Hi to all,
urgent help needed: I submitted a lot of jobs through our glite-WMS to our
lcg-CE, and all of them are successfully finished (output sandboxes OK,
checked on WMS); however, WMS claims that majority of them are still in
Running state (for 6+ hours after finishing).
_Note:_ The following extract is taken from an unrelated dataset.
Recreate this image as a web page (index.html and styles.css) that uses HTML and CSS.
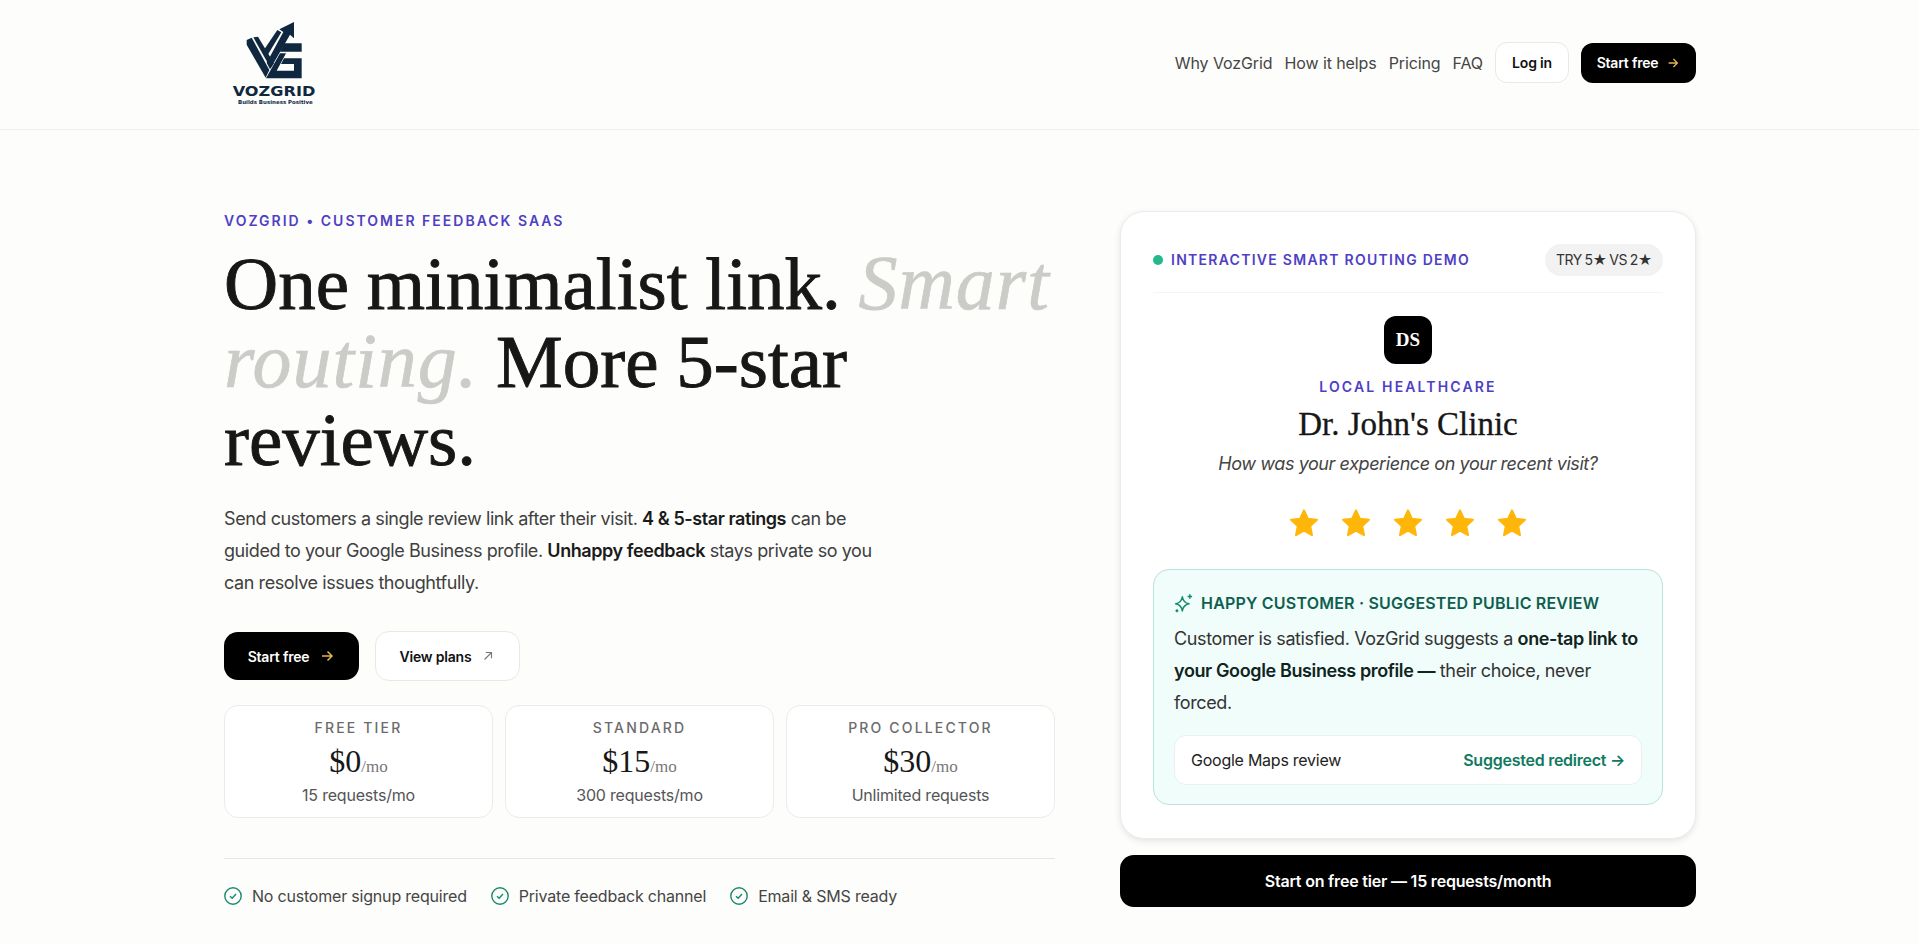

glite-job-logging-info confirms (example below) that this is just the
logging problem from CE to WMS - WN logged that the job is done, but CE
didn't. This is probably due to crash of logmonitor or something like that -
I tried to restart it on WMS several time, and verified that everything
works for new jobs (they go to "Done (Success)" state).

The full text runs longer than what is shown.